韮崎「七里岩」、山梨県内初の登録記念物に指定へ

 韮崎市の断崖地形が連続する「七里岩(しちりいわ)」(屏風岩(びょうぶいわ)を含む)の国登録記念物(名勝地関係)指定が確実となった。文化審議会が19日、下村博文文部科学相に指定がふさわしいとして答申した。戦国武将、武田信玄の死後、家督を継いだ勝頼によって築城された「新府城」跡がある歴史的にも価値が高い景勝地だ。答申に沿って正式指定される見込み。国登録記念物としては県内で初となる。

 「七里岩」は八ケ岳南麓に広がる。約20万年前に山体崩壊が起き、岩石や土砂が流れる現象「岩屑流(がんせつりゅう)」によって形成されたと考えられている。南北約25キロ、東西約18キロの大規模な台地を残している。さらに釜無川の流れによる浸食で高さ40~150メートルという断崖地形が連続して、規模の大きさから「七里岩」の呼称が定着した。

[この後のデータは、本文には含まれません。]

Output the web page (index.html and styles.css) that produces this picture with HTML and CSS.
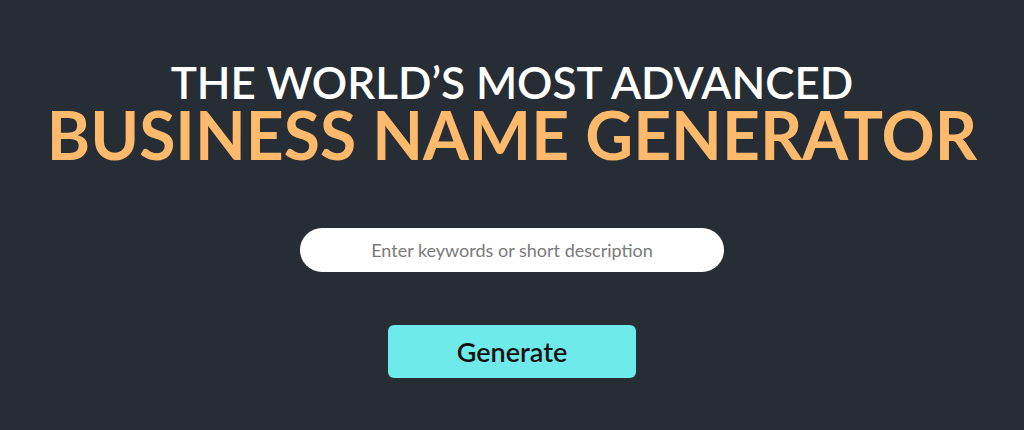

 市教育委員会によると、七里岩は暗灰色輝石安山岩(あんかいしょくきせきあんざんがん)と凝灰(ぎょうかい)角礫岩(かくれきがん)で構成され、連続する断崖絶壁が城壁の役割を果たしたことから、武田勝頼が台地の突端部分に新府城を築城した歴史が残る。景勝地であり、戦国の世には要害の地であった。江戸時代後期に当地に住んでいた教育家、一条信郷(のぶさと)が「詠不二山百首歌(えいふじさんひゃくしゅうた)」に美景を詠んだ和歌を収めているほか、明治時代の俳句にも七里岩が登場したという。

 登録が予定される範囲は、七里岩の中でも史跡新府城跡北西部の「屏風岩」周辺の4700平方メートル。重要文化財の指定制度で登録記念物は公園、庭園、その他名勝地のうち、人文的または自然的であって広く知られている上に、(1)造園文化の発展に寄与する(2)時代を特徴づける造形を残す(3)再現することが容易でない-のいずれかに該当することが求められ、七里岩は(3)に該当する。

 七里岩は同市の歴史、伝統にゆかりが深い景勝地で、長く親しまれてきた。同市の内藤久夫市長は「七里岩が国の登録記念物に答申されたことを誇りに感じる。名勝地としての価値が認められたことになり、七里岩の魅力の継承と発信に取り組んでいきたい」とコメントを発表した。